> [INFORMATION SUPPLIED]
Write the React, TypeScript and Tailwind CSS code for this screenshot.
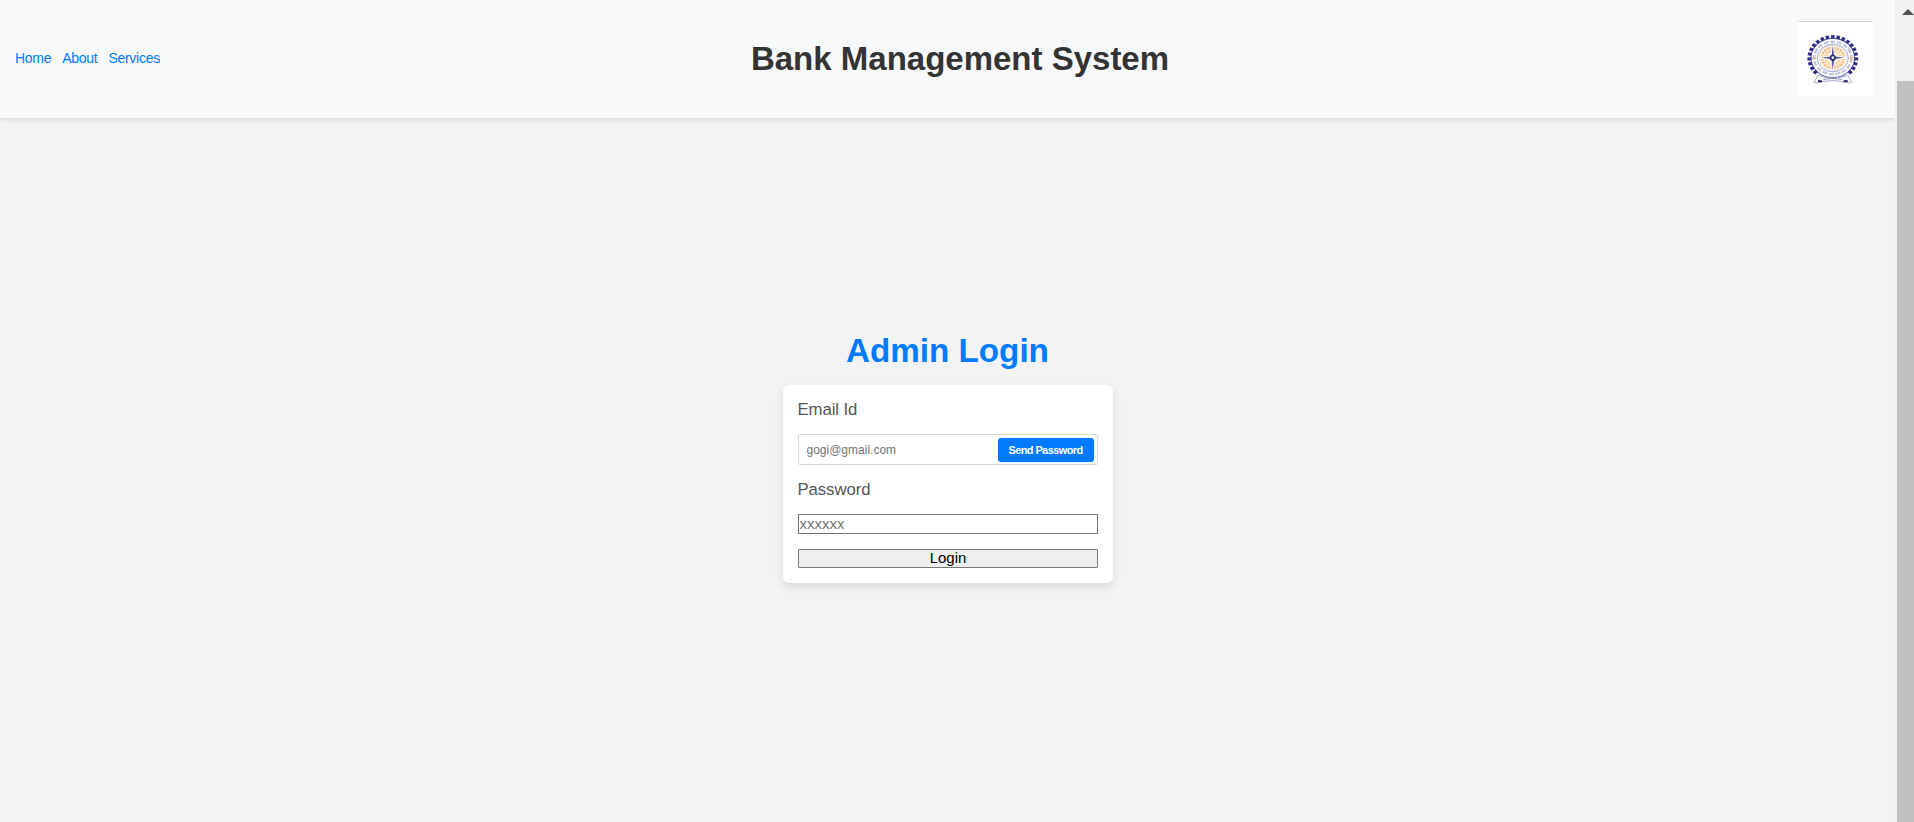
import React from "react";

const toothAngles = Array.from({ length: 21 }, (_, i) => -132 + i * 13.2);

function GearTeeth() {
  return (
    <g fill="#2f2f88">
      {toothAngles.map((angle) => (
        <rect
          key={angle}
          x="-1.75"
          y="-25.4"
          width="3.5"
          height="3.8"
          transform={`translate(34.8 37) scale(1 .9) rotate(${angle})`}
        />
      ))}
    </g>
  );
}

function Emblem() {
  return (
    <svg viewBox="0 0 75 75" className="block h-[75px] w-[75px]" aria-hidden="true">
      <rect width="75" height="75" fill="#fff" />
      <rect width="75" height="1" fill="#d6d6d8" />
      <g fill="none">
        <ellipse cx="34.8" cy="37" rx="21.8" ry="19.6" stroke="#6668a8" strokeWidth="1.1" />
        <ellipse cx="34.8" cy="37" rx="18.6" ry="16.3" stroke="#c3c4de" strokeWidth="2.4" strokeDasharray="5 1.6" />
        <ellipse cx="34.8" cy="37" rx="15.6" ry="13.8" stroke="#8b8dbd" strokeWidth=".8" />
        <ellipse cx="34.8" cy="36.7" rx="13.6" ry="12.4" fill="#fff3e2" stroke="#b5b6d5" strokeWidth=".4" />
        <ellipse cx="34.8" cy="36.7" rx="10.9" ry="10" stroke="#f5bf80" strokeWidth="2.5" strokeDasharray="2.4 .9" />
        <ellipse cx="34.8" cy="36.7" rx="7.6" ry="6.9" stroke="#f8cb96" strokeWidth="2.2" strokeDasharray="2 1" />
        <path d="M14 37.3h4M51.6 37.3h4" stroke="#f0bd85" strokeWidth="2" />
      </g>
      <GearTeeth />
      <path d="M34.8 24.5v24.5M22 36.7h25.6" stroke="#fff" strokeWidth="2.6" />
      <path d="m34.8 24 1.3 11.4 10.5 1.3-10.5 1.3-1.3 11.6-1.3-11.6L23 36.7l10.5-1.3z" fill="#4d4f98" />
      <circle cx="34.8" cy="36.7" r="2.2" fill="#fff" stroke="#25256a" strokeWidth="1.6" />
      <path d="M20 54.5q14.8 5 29.6 0l4 6.7q-3.2 2-6.2-.4-12.6-2.6-25.2 0-3 2.4-6.2.4z" fill="#fff" stroke="#9496c0" strokeWidth=".8" />
      <path d="M25.5 58.4q9.3-1.8 18.6 0" fill="none" stroke="#7779ae" strokeWidth="1.1" strokeDasharray="2.4 .4" />
      <path d="m20.2 58.8 4 .8-.4 2-4-.7zM49.4 58.8l-4 .8.4 2 4-.7z" fill="#2b2b78" />
    </svg>
  );
}

export default function App() {
  return (
    <div className="flex h-[822px] w-full overflow-hidden bg-[#f2f3f5] font-['Liberation_Sans',Arial,sans-serif]">
      <div className="flex min-w-0 flex-1 flex-col">
        <header className="flex h-[118px] shrink-0 items-center justify-between bg-[#f8f9fb] pb-[1px] pl-[15px] pr-[22px] shadow-[0_2px_4px_rgba(0,0,0,0.1)]">
          <nav className="flex w-[185px] gap-[11px] pb-px text-[14px] leading-4 tracking-[-0.28px] text-[#007bff]">
            <a href="#home">Home</a>
            <a href="#about">About</a>
            <a href="#services">Services</a>
          </nav>
          <h1 className="ml-[-3px] whitespace-nowrap text-[33px] font-bold leading-[38px] text-[#333]">Bank Management System</h1>
          <div className="flex w-[150px] justify-end">
            <Emblem />
          </div>
        </header>
        <main className="flex flex-1 flex-col items-center pt-[214px]">
          <h2 className="text-[33.2px] font-bold leading-[38px] text-[#007bff]">Admin Login</h2>
          <form className="mt-[15px] flex h-[198px] w-[330px] flex-col rounded-[6px] bg-white px-[15px] pt-[15px] shadow-[0_4px_8px_rgba(0,0,0,0.1)]" onSubmit={(e) => e.preventDefault()}>
            <label htmlFor="email" className="h-[19px] text-[16.8px] leading-[19px] tracking-[-0.1px] text-[#555]">Email Id</label>
            <div className="mt-[15px] flex h-[31px] items-center rounded-[2px] border border-[#d9d9db] pl-2 pr-[3px]">
              <input id="email" placeholder="gogi@gmail.com" className="min-w-0 flex-1 text-[12px] leading-4 outline-none placeholder:text-[#757575]" />
              <button type="button" className="h-6 w-24 rounded-[3px] bg-[#007bff] pt-px text-[11px] font-bold tracking-[-0.6px] text-white">Send Password</button>
            </div>
            <label htmlFor="password" className="mt-[15px] h-[19px] text-[16.8px] leading-[19px] tracking-[-0.1px] text-[#555]">Password</label>
            <input id="password" placeholder="xxxxxx" className="mt-[15px] h-5 border border-[#767676] px-px pb-[2px] text-[15px] leading-4 outline-none placeholder:text-[#757575]" />
            <button type="submit" className="mt-[15px] h-[19px] rounded-[1px] border border-[#767676] bg-[#efefef] pb-[2px] pl-px text-[15px] leading-[15px] text-black">Login</button>
          </form>
        </main>
      </div>
      <aside className="flex w-[19px] shrink-0 flex-col bg-[#f1f1f1] pl-[2px]">
        <div className="h-[81px] pl-[5px] pt-[9px]">
          <svg viewBox="0 0 12 6" className="h-[6px] w-[12px]" aria-hidden="true">
            <path d="M0 6 6 0l6 6z" fill="#505050" />
          </svg>
        </div>
        <div className="flex-1 bg-[#c1c1c1]" />
      </aside>
    </div>
  );
}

> [WHAT TO DO] Print the whole listing above once more, word for word, without its pictures.

> [COMPLETED EXERCISE]
Write the React, TypeScript and Tailwind CSS code for this screenshot.
import React from "react";

const toothAngles = Array.from({ length: 21 }, (_, i) => -132 + i * 13.2);

function GearTeeth() {
  return (
    <g fill="#2f2f88">
      {toothAngles.map((angle) => (
        <rect
          key={angle}
          x="-1.75"
          y="-25.4"
          width="3.5"
          height="3.8"
          transform={`translate(34.8 37) scale(1 .9) rotate(${angle})`}
        />
      ))}
    </g>
  );
}

function Emblem() {
  return (
    <svg viewBox="0 0 75 75" className="block h-[75px] w-[75px]" aria-hidden="true">
      <rect width="75" height="75" fill="#fff" />
      <rect width="75" height="1" fill="#d6d6d8" />
      <g fill="none">
        <ellipse cx="34.8" cy="37" rx="21.8" ry="19.6" stroke="#6668a8" strokeWidth="1.1" />
        <ellipse cx="34.8" cy="37" rx="18.6" ry="16.3" stroke="#c3c4de" strokeWidth="2.4" strokeDasharray="5 1.6" />
        <ellipse cx="34.8" cy="37" rx="15.6" ry="13.8" stroke="#8b8dbd" strokeWidth=".8" />
        <ellipse cx="34.8" cy="36.7" rx="13.6" ry="12.4" fill="#fff3e2" stroke="#b5b6d5" strokeWidth=".4" />
        <ellipse cx="34.8" cy="36.7" rx="10.9" ry="10" stroke="#f5bf80" strokeWidth="2.5" strokeDasharray="2.4 .9" />
        <ellipse cx="34.8" cy="36.7" rx="7.6" ry="6.9" stroke="#f8cb96" strokeWidth="2.2" strokeDasharray="2 1" />
        <path d="M14 37.3h4M51.6 37.3h4" stroke="#f0bd85" strokeWidth="2" />
      </g>
      <GearTeeth />
      <path d="M34.8 24.5v24.5M22 36.7h25.6" stroke="#fff" strokeWidth="2.6" />
      <path d="m34.8 24 1.3 11.4 10.5 1.3-10.5 1.3-1.3 11.6-1.3-11.6L23 36.7l10.5-1.3z" fill="#4d4f98" />
      <circle cx="34.8" cy="36.7" r="2.2" fill="#fff" stroke="#25256a" strokeWidth="1.6" />
      <path d="M20 54.5q14.8 5 29.6 0l4 6.7q-3.2 2-6.2-.4-12.6-2.6-25.2 0-3 2.4-6.2.4z" fill="#fff" stroke="#9496c0" strokeWidth=".8" />
      <path d="M25.5 58.4q9.3-1.8 18.6 0" fill="none" stroke="#7779ae" strokeWidth="1.1" strokeDasharray="2.4 .4" />
      <path d="m20.2 58.8 4 .8-.4 2-4-.7zM49.4 58.8l-4 .8.4 2 4-.7z" fill="#2b2b78" />
    </svg>
  );
}

export default function App() {
  return (
    <div className="flex h-[822px] w-full overflow-hidden bg-[#f2f3f5] font-['Liberation_Sans',Arial,sans-serif]">
      <div className="flex min-w-0 flex-1 flex-col">
        <header className="flex h-[118px] shrink-0 items-center justify-between bg-[#f8f9fb] pb-[1px] pl-[15px] pr-[22px] shadow-[0_2px_4px_rgba(0,0,0,0.1)]">
          <nav className="flex w-[185px] gap-[11px] pb-px text-[14px] leading-4 tracking-[-0.28px] text-[#007bff]">
            <a href="#home">Home</a>
            <a href="#about">About</a>
            <a href="#services">Services</a>
          </nav>
          <h1 className="ml-[-3px] whitespace-nowrap text-[33px] font-bold leading-[38px] text-[#333]">Bank Management System</h1>
          <div className="flex w-[150px] justify-end">
            <Emblem />
          </div>
        </header>
        <main className="flex flex-1 flex-col items-center pt-[214px]">
          <h2 className="text-[33.2px] font-bold leading-[38px] text-[#007bff]">Admin Login</h2>
          <form className="mt-[15px] flex h-[198px] w-[330px] flex-col rounded-[6px] bg-white px-[15px] pt-[15px] shadow-[0_4px_8px_rgba(0,0,0,0.1)]" onSubmit={(e) => e.preventDefault()}>
            <label htmlFor="email" className="h-[19px] text-[16.8px] leading-[19px] tracking-[-0.1px] text-[#555]">Email Id</label>
            <div className="mt-[15px] flex h-[31px] items-center rounded-[2px] border border-[#d9d9db] pl-2 pr-[3px]">
              <input id="email" placeholder="gogi@gmail.com" className="min-w-0 flex-1 text-[12px] leading-4 outline-none placeholder:text-[#757575]" />
              <button type="button" className="h-6 w-24 rounded-[3px] bg-[#007bff] pt-px text-[11px] font-bold tracking-[-0.6px] text-white">Send Password</button>
            </div>
            <label htmlFor="password" className="mt-[15px] h-[19px] text-[16.8px] leading-[19px] tracking-[-0.1px] text-[#555]">Password</label>
            <input id="password" placeholder="xxxxxx" className="mt-[15px] h-5 border border-[#767676] px-px pb-[2px] text-[15px] leading-4 outline-none placeholder:text-[#757575]" />
            <button type="submit" className="mt-[15px] h-[19px] rounded-[1px] border border-[#767676] bg-[#efefef] pb-[2px] pl-px text-[15px] leading-[15px] text-black">Login</button>
          </form>
        </main>
      </div>
      <aside className="flex w-[19px] shrink-0 flex-col bg-[#f1f1f1] pl-[2px]">
        <div className="h-[81px] pl-[5px] pt-[9px]">
          <svg viewBox="0 0 12 6" className="h-[6px] w-[12px]" aria-hidden="true">
            <path d="M0 6 6 0l6 6z" fill="#505050" />
          </svg>
        </div>
        <div className="flex-1 bg-[#c1c1c1]" />
      </aside>
    </div>
  );
}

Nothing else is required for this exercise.